* Begin DATA SHOWN *

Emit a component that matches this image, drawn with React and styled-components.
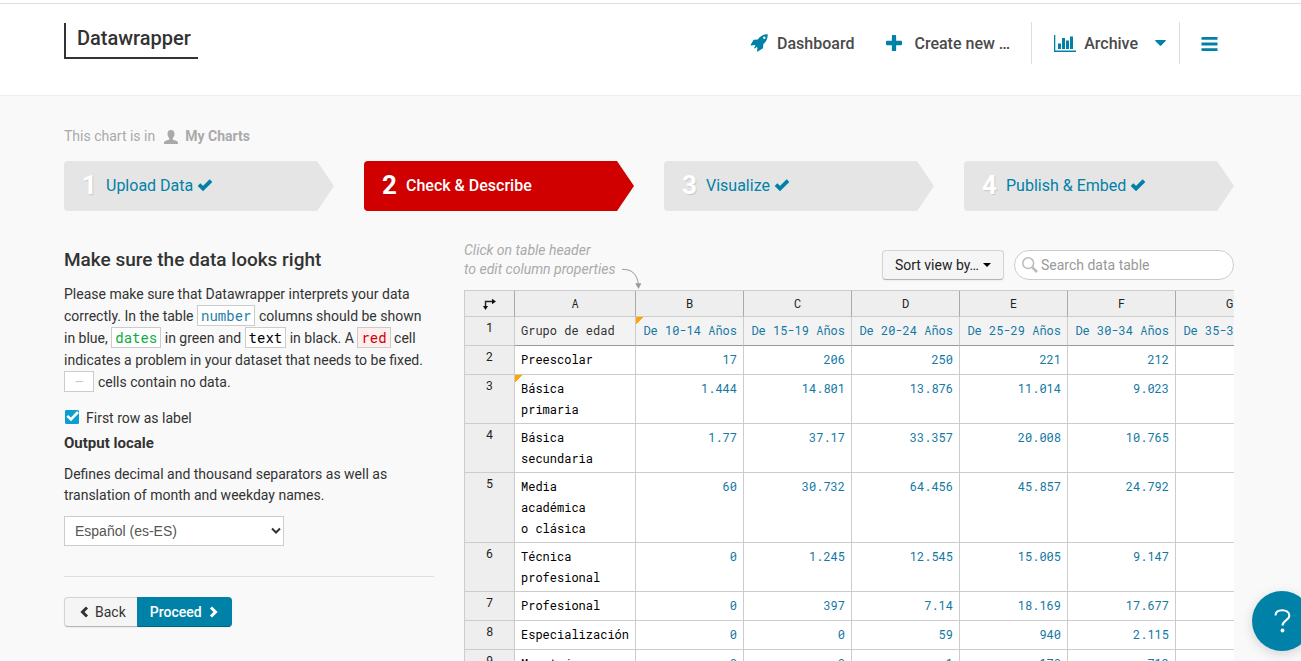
import React from "react";
import styled, { createGlobalStyle, css } from "styled-components";

const sans = `Roboto, "Liberation Sans", sans-serif`;
const mono = `"Roboto Mono", "DejaVu Sans Mono", monospace`;
const teal = "#0081a8";

const GlobalStyle = createGlobalStyle`
  *, *::before, *::after { box-sizing: border-box; }
  body {
    margin: 0;
    background: #f9f9f9;
    color: #333;
    font: 14px/21px ${sans};
    overflow-x: hidden;
  }
  button, input, select { font: inherit; color: inherit; }
  a { color: inherit; text-decoration: none; }
  svg { display: block; flex: none; }
`;

const TopStrip = styled.div`
  padding-top: 3px;
  background: #fff;
`;

const Header = styled.header`
  padding: 18px 67px 31px 64px;
  display: flex;
  align-items: flex-start;
  justify-content: space-between;
  border-top: 1px solid #ddd;
  border-bottom: 1px solid #eee;
`;

const Logo = styled.a`
  display: block;
  margin-top: 1px;
  width: 134px;
  height: 36px;
  padding: 3px 0 0 11px;
  border-left: 2px solid #333;
  border-bottom: 2px solid #333;
  font-size: 20px;
  line-height: 24px;
  font-weight: 500;
`;

const Nav = styled.nav`
  display: flex;
  align-items: center;
  height: 42px;
  color: #4a4a4a;
  font-size: 16px;
  font-weight: 500;
`;

const NavLink = styled.a`
  display: flex;
  align-items: center;
  height: 42px;
  gap: ${(p) => p.$gap || 8}px;
  padding: 0 ${(p) => p.$right || 0}px 0 ${(p) => p.$left || 0}px;
  border-left: ${(p) => (p.$divided ? "1px solid #ddd" : "0")};
  svg { color: ${teal}; }
`;

const Caret = styled.svg`
  margin-left: 9px;
`;

const Main = styled.main`
  padding: 30px 67px 0 64px;
`;

const Crumb = styled.div`
  display: flex;
  align-items: center;
  color: #aaa;
  svg { margin: 0 7px 0 9px; }
`;

const Steps = styled.ol`
  display: grid;
  grid-template-columns: repeat(4, 1fr);
  gap: 30px;
  margin: 14px 0 30px;
  padding: 0;
  list-style: none;
`;

const Step = styled.li`
  height: 50px;
  display: flex;
`;

const StepLink = styled.a`
  flex: 1;
  display: flex;
  align-items: center;
  padding: 0 0 2px 18px;
  border-radius: 4px 0 0 4px;
  clip-path: polygon(0 0, calc(100% - 17px) 0, 100% 50%, calc(100% - 17px) 100%, 0 100%);
  background: ${(p) => (p.$active ? "#d00000" : "#e5e5e5")};
  color: ${(p) => (p.$active ? "#fff" : teal)};
  font-size: 16px;
  font-weight: ${(p) => (p.$active ? 500 : 400)};
  svg { margin-left: 4px; }
`;

const StepNumber = styled.b`
  width: 24px;
  color: #fff;
  font-size: 26px;
  font-weight: 700;
  text-shadow: 1px 1px 1px rgba(0, 0, 0, 0.12);
`;

const Columns = styled.div`
  display: grid;
  grid-template-columns: 370px minmax(0, 1fr);
  gap: 30px;
`;

const Title = styled.h1`
  margin: 5px 0 9px;
  font-size: 19px;
  line-height: 28px;
  font-weight: 500;
`;

const Text = styled.p`
  margin: 0;
`;

const Intro = styled(Text)`
  line-height: 22px;
  margin-bottom: 15px;
`;

const Sample = styled.code`
  padding: 0 ${(p) => p.$pad || 3}px;
  border: 1px solid #ccc;
  background: ${(p) => p.$bg || "#fff"};
  color: ${(p) => p.$color};
  font-family: ${mono};
  font-size: 14px;
`;

const CheckLabel = styled.label`
  display: flex;
  align-items: center;
  gap: 6px;
  height: 21px;
`;

const CheckWrap = styled.span`
  display: grid;
  width: 16px;
  height: 16px;
  margin-bottom: 4px;
  > * { grid-area: 1 / 1; place-self: center; }
  svg { visibility: hidden; pointer-events: none; color: #fff; }
  input:checked + svg { visibility: visible; }
`;

const CheckInput = styled.input`
  appearance: none;
  width: 14px;
  height: 14px;
  margin: 0;
  border: 1px solid #0a9fd0;
  border-radius: 1px;
  background: #fff;
  &:checked { background: #0a9fd0; }
`;

const LocaleLabel = styled.label`
  display: block;
  margin: 4px 0 10px;
  font-size: 15px;
  font-weight: 700;
`;

const SelectWrap = styled.div`
  display: grid;
  align-items: center;
  width: 220px;
  margin: 10px 0 30px;
  > * { grid-area: 1 / 1; }
  svg { justify-self: end; margin-right: 3px; pointer-events: none; color: #333; }
`;

const Select = styled.select`
  appearance: none;
  width: 100%;
  height: 30px;
  padding: 0 10px;
  border: 1px solid #ccc;
  border-radius: 0;
  background: #fff;
  color: #555;
  font: 14px/20px "Liberation Sans", sans-serif;
`;

const Actions = styled.div`
  display: flex;
  padding-top: 20px;
  border-top: 1px solid #ddd;
`;

const Button = styled.button`
  display: flex;
  align-items: center;
  height: 30px;
  padding: 0 11px;
  gap: 6px;
  border: 1px solid #d4d4d4;
  border-bottom-color: #b3b3b3;
  border-radius: 4px;
  background: #f5f5f5;
  box-shadow: 0 1px 2px rgba(0, 0, 0, 0.05);
`;

const BackButton = styled(Button)`
  border-right: 0;
  border-radius: 4px 0 0 4px;
  padding-left: 14px;
`;

const ProceedButton = styled(Button)`
  border-color: ${teal} ${teal} #00607d;
  border-radius: 0 4px 4px 0;
  background: ${teal};
  color: #fff;
  font-weight: 500;
  padding: 0 12px;
  gap: 7px;
`;

const Toolbar = styled.div`
  display: flex;
  align-items: flex-start;
  height: 49px;
`;

const Hint = styled.div`
  display: flex;
  align-items: flex-end;
  margin-right: auto;
  color: #aaa;
  font-style: italic;
  line-height: 19px;
  svg { margin: 0 0 -10px 5px; }
`;

const SortButton = styled(Button)`
  margin: 9px 10px 0 0;
  padding: 0 12px;
  gap: 4px;
  color: #222;
`;

const SearchBox = styled.label`
  display: flex;
  align-items: center;
  width: 220px;
  height: 30px;
  margin-top: 9px;
  padding: 0 7px;
  gap: 3px;
  border: 1px solid #ccc;
  border-radius: 15px;
  background: #fff;
`;

const SearchInput = styled.input`
  min-width: 0;
  flex: 1;
  padding: 0;
  border: 0;
  outline: 0;
  background: none;
  &::placeholder { color: #999; opacity: 1; }
`;

const Sheet = styled.div`
  overflow: hidden;
  border: solid #ccc;
  border-width: 1px 0 0 1px;
`;

const Table = styled.table`
  table-layout: fixed;
  width: 819px;
  border-collapse: separate;
  border-spacing: 0;
  font: 12px/21px ${mono};
`;

const cell = css`
  border: solid #ccc;
  border-width: 0 1px 1px 0;
  vertical-align: top;
`;

const ColumnHead = styled.th`
  ${cell}
  height: 26px;
  padding: 2px 0;
  border-right-color: #aaa;
  background: #eee;
  color: #222;
  font-weight: 400;
  svg { margin: 5px auto 0; }
`;

const RowHead = styled.th`
  ${cell}
  padding: 0;
  background: #eee;
  color: #222;
  font-weight: 400;
`;

const Cell = styled.td`
  ${cell}
  height: 29px;
  padding: 3px 6px;
  background: ${(p) => (p.$label ? "#f3f3f3" : "#fff")};
  border-bottom-color: ${(p) => (p.$label ? "#999" : "#ccc")};
  color: ${(p) => (p.$number ? "#1478a3" : p.$label ? "#333" : "#000")};
  text-align: ${(p) => (p.$number ? "right" : "left")};
  white-space: pre;
  ${(p) => p.$note && css`
    background-image: linear-gradient(135deg, #ffa500 5px, transparent 5px);
  `}
`;

const Help = styled.button`
  position: fixed;
  right: -11px;
  bottom: 10px;
  width: 60px;
  height: 60px;
  padding: 0;
  display: grid;
  place-items: center;
  border: 0;
  border-radius: 50%;
  background: ${teal};
  color: #fff;
  box-shadow: 0 3px 12px rgba(0, 0, 0, 0.15);
`;

const CheckIcon = () => (
  <svg width="16" height="14" viewBox="0 0 16 14" fill="none" stroke="currentColor" strokeWidth="3.8">
    <path d="M2 6.700 6 10.500 14 2.700" strokeLinejoin="miter" />
  </svg>
);

const Chevron = ({ left }) => (
  <svg width="10" height="12" viewBox="0 0 10 12" fill="none" stroke="currentColor" strokeWidth="3">
    <path d={left ? "M8 1.5 3.5 6 8 10.5" : "M2 1.5 6.5 6 2 10.5"} />
  </svg>
);

const steps = [
  { name: "Upload Data", done: true },
  { name: "Check & Describe", active: true },
  { name: "Visualize", done: true },
  { name: "Publish & Embed", done: true },
];

const letters = ["A", "B", "C", "D", "E", "F", "G"];

const rows = [
  ["Grupo de edad", "De 10-14 Años", "De 15-19 Años", "De 20-24 Años", "De 25-29 Años", "De 30-34 Años", "De 35-39 Años"],
  ["Preescolar", "17", "206", "250", "221", "212", ""],
  ["Básica\nprimaria", "1.444", "14.801", "13.876", "11.014", "9.023", ""],
  ["Básica\nsecundaria", "1.77", "37.17", "33.357", "20.008", "10.765", ""],
  ["Media\nacadémica\no clásica", "60", "30.732", "64.456", "45.857", "24.792", ""],
  ["Técnica\nprofesional", "0", "1.245", "12.545", "15.005", "9.147", ""],
  ["Profesional", "0", "397", "7.14", "18.169", "17.677", ""],
  ["Especialización", "0", "0", "59", "940", "2.115", ""],
  ["Maestría", "0", "0", "1", "170", "712", ""],
];

const noted = (r, c) => (r === 0 && c === 1) || (r === 2 && c === 0);

export default function App() {
  return (
    <>
      <GlobalStyle />
      <TopStrip>
        <Header>
          <Logo href="#">Datawrapper</Logo>
          <Nav>
            <NavLink href="#" $right={32} $gap={9}>
              <svg width="18" height="18" viewBox="0 0 18 18" fill="currentColor">
                <path
                  fillRule="evenodd"
                  d="M17.700.300c.2 3.900-1.300 7.200-4.300 9.800l-.4 3.900c0 .3-.2.500-.4.600l-4.800 3c-.5.200-.9 0-.8-.5l.5-3.300-.8-.8-1.900 1.500-.8-.8 1.500-1.900-.8-.8-3.500.5c-.5 0-.7-.3-.5-.7L3.300 6.200c.1-.3.4-.4.700-.5l3.800-.3C10.400 2 13.600.100 17.700.300zM14.300 2.600a1.200 1.200 0 1 0 0 2.400 1.200 1.200 0 0 0 0-2.400z"
                />
              </svg>
              Dashboard
            </NavLink>
            <NavLink href="#" $right={21} $gap={12}>
              <svg width="16" height="16" viewBox="0 0 15 15" fill="currentColor">
                <path d="M6.300 0h2.400q.8 0 .8.800v4.700h4.700q.8 0 .8.800v2.400q0 .8-.8.800H9.500v4.700q0 .8-.8.800H6.300q-.8 0-.8-.8V9.500H.8Q0 9.500 0 8.700V6.300q0-.8.8-.8h4.700V.8q0-.8.8-.8z" />
              </svg>
              Create new …
            </NavLink>
            <NavLink href="#" $divided $left={22} $right={13}>
              <svg width="22" height="17" viewBox="0 0 22 17" fill="currentColor">
                <path d="M0 0h1.300v15.500H22V17H0zM4 8.500h3V14H4zM8 3h3v11H8zM12 5.500h3V14h-3zM16 1.500h3V14h-3z" />
              </svg>
              Archive
              <Caret width="11" height="6" viewBox="0 0 11 6" fill="currentColor">
                <path d="M.6 0h9.800q.8.200.3.900L6.200 5.600q-.7.600-1.400 0L.3.900Q-.2.200.6 0z" />
              </Caret>
            </NavLink>
            <NavLink href="#" $divided $left={21} $right={16} aria-label="Menu">
              <svg width="17" height="16" viewBox="0 0 17 16" fill="currentColor">
                <path d="M.5 2h16v2.800H.5zM.5 7.600h16v2.800H.5zM.5 13.200h16V16H.5z" />
              </svg>
            </NavLink>
          </Nav>
        </Header>
      </TopStrip>

      <Main>
        <Crumb>
          This chart is in
          <svg width="14" height="14" viewBox="0 0 14 14" fill="#aaa">
            <path d="M7 0c2.300 0 3.600 1.500 3.500 4-.1 1.800-.7 3-1.700 4v1.400c1.400.8 4 1.200 4.800 2.200.4.500.4 1.300.4 2.400H0c0-1.100 0-1.900.4-2.400.8-1 3.400-1.400 4.800-2.200V8c-1-1-1.600-2.200-1.700-4C3.400 1.500 4.700 0 7 0z" />
          </svg>
          <b>My Charts</b>
        </Crumb>

        <Steps>
          {steps.map((s, i) => (
            <Step key={s.name}>
              <StepLink href="#" $active={s.active}>
                <StepNumber>{i + 1}</StepNumber>
                {s.name}
                {s.done && <CheckIcon />}
              </StepLink>
            </Step>
          ))}
        </Steps>

        <Columns>
          <section>
            <Title>Make sure the data looks right</Title>
            <Intro>
              Please make sure that Datawrapper interprets your data correctly. In the table{" "}
              <Sample $color="#1d81a8">number</Sample> columns should be shown in blue,{" "}
              <Sample $color="#0aad3c">dates</Sample> in green and <Sample $color="#000">text</Sample> in black. A{" "}
              <Sample $color="#d00000" $bg="#fee">red</Sample> cell indicates a problem in your dataset that needs to be
              fixed. <Sample $color="#ccc" $pad={10}>–</Sample> cells contain no data.
            </Intro>
            <CheckLabel>
              <CheckWrap>
                <CheckInput type="checkbox" defaultChecked />
                <svg width="14" height="14" viewBox="0 0 14 14" fill="none" stroke="currentColor" strokeWidth="2.600">
                  <path d="M2.300 5.800 6 9.500 13 2" />
                </svg>
              </CheckWrap>
              First row as label
            </CheckLabel>
            <LocaleLabel htmlFor="locale">Output locale</LocaleLabel>
            <Text>Defines decimal and thousand separators as well as translation of month and weekday names.</Text>
            <SelectWrap>
              <Select id="locale" defaultValue="es-ES">
                <option value="es-ES">Español (es-ES)</option>
              </Select>
              <svg width="10" height="8" viewBox="0 0 10 8" fill="none" stroke="currentColor" strokeWidth="2">
                <path d="M1 1.500 5 5.500 9 1.500" />
              </svg>
            </SelectWrap>
            <Actions>
              <BackButton type="button"><Chevron left />Back</BackButton>
              <ProceedButton type="button">Proceed<Chevron /></ProceedButton>
            </Actions>
          </section>

          <section>
            <Toolbar>
              <Hint>
                <span>Click on table header<br />to edit column properties</span>
                <svg width="20" height="21" viewBox="0 0 20 21">
                  <path d="M1 1.500C9 1 16 5 17.300 16" fill="none" stroke="#aaa" strokeWidth="1.200" />
                  <path d="M14.300 15.300h6L17.500 21z" fill="#999" />
                </svg>
              </Hint>
              <SortButton type="button">
                Sort view by…
                <svg width="8" height="4" viewBox="0 0 8 4"><path d="M0 0h8L4 4z" fill="#000" /></svg>
              </SortButton>
              <SearchBox>
                <svg width="16" height="16" viewBox="0 0 16 16" fill="none" stroke="#bbb">
                  <circle cx="6.200" cy="6.200" r="5.400" strokeWidth="1.500" />
                  <path d="M10.300 10.300 15 15" strokeWidth="2.600" />
                </svg>
                <SearchInput type="text" placeholder="Search data table" aria-label="Search data table" />
              </SearchBox>
            </Toolbar>
            <Sheet>
              <Table>
                <colgroup>
                  <col width="50" />
                  <col width="121" />
                  {letters.slice(1).map((l) => <col key={l} width="108" />)}
                </colgroup>
                <thead>
                  <tr>
                    <ColumnHead aria-label="Transpose">
                      <svg width="13" height="12" viewBox="0 0 13 12">
                        <path d="M2.500 9V3.500H10" fill="none" stroke="#222" strokeWidth="1.400" />
                        <path d="M0 8h5L2.500 12zM9 .8l4 2.700-4 2.700z" fill="#111" />
                      </svg>
                    </ColumnHead>
                    {letters.map((l) => <ColumnHead key={l} scope="col">{l}</ColumnHead>)}
                  </tr>
                </thead>
                <tbody>
                  {rows.map((row, r) => (
                    <tr key={row[0]}>
                      <RowHead scope="row">{r + 1}</RowHead>
                      {row.map((v, c) => (
                        <Cell key={c} $number={c > 0} $label={r === 0} $note={noted(r, c)}>{v}</Cell>
                      ))}
                    </tr>
                  ))}
                </tbody>
              </Table>
            </Sheet>
          </section>
        </Columns>
      </Main>

      <Help type="button" aria-label="Help">
        <svg width="17" height="24" viewBox="0 0 17 24" fill="none" stroke="#fff" strokeWidth="2">
          <path d="M1.500 6.500C1.500 3 4.500 1.200 8.300 1.200s7 2 7 5.600c0 4.600-6.800 4.700-6.800 9.700" />
          <circle cx="8.500" cy="21.500" r="1.900" fill="#fff" stroke="none" />
        </svg>
      </Help>
    </>
  );
}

* End DATA SHOWN *

◆ TASK DETAILS
Leave out every line without the string "image" and copy the rest.

◆ SOLUTION FOR THIS EXERCISE
Emit a component that matches this image, drawn with React and styled-components.
    background-image: linear-gradient(135deg, #ffa500 5px, transparent 5px);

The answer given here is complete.